Was könnte revolutionärer sein, als in der liberalen deutschen Presse ein „Gegenmodell zum Kapitalismus“ zu verlangen, weil der „in seinem inhumanen Charakter entlarvt“ sei?

Man kann diesem Autor, der das Bundesverdienstkreuz ablehnte, ehrliche Besorgnis abnehmen und kritische Courage zutrauen. Interessanterweise spricht er mehrfach von „grundlegenden Setzungen“ durch eine „handlungs- und entscheidungsfähige“ Staatsgewalt, die einen Umbau bewerkstelligen müsse, der „sich auf dem Wege allseitiger Konsensbildung nicht bewirken läßt“. Diese Staatlichkeit fehle aber, „weil die Kraft des Nationalstaates angesichts der globalen wirtschaftlichen Verflechtung nicht mehr ausreicht“.

Als Jurist wird der Professor wissen: Mit dieser Argumentation traut er der Demokratie wenig zu und ist bei Carl Schmitt und dessen Dezisionismus ebenso angekommen wie bei dem alten Gedanken des nationalen Sozialismus in der Lesart Oswald Spenglers. – Erkennt hier ein Vertreter der „politischen Mitte“, daß es mit dem Krisenmanagement einer müden und lobbyistisch korrumpierten Demokratie nicht getan ist, und ruft er daher sogar den Marxismus, die Theologie und selbst den Papst in ein und demselben Essay auf?
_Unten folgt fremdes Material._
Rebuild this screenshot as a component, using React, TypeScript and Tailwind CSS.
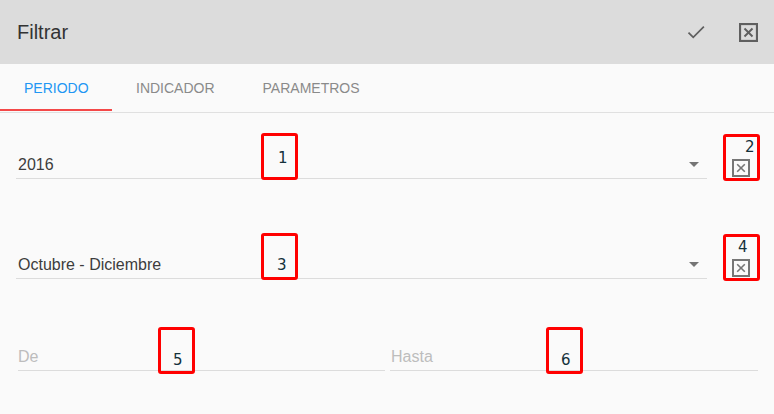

Sich aus rhetorischen Vereinbarungen des Wohlstandsopportunismus zu lösen, die EU nicht als Gipfel europäischer Gemeinschaft, sondern als ökonomische Gleichschaltung von Kulturen zu erkennen, das System mutig neu zu prüfen und eine kritische Demokratie zu wagen, das wird jedenfalls der Weg sein, den jene aus der Mitte gehen müssen, die Intellektualität und Kraft aufbringen, weder im Demokratieimport der Bonner noch in der polierten Selbstgefälligkeit der Berliner Republik das Ende deutscher Geschichte zu sehen. Was wir aktuell erleben, ist nur die dissonante Ouvertüre zu einer großen Oper.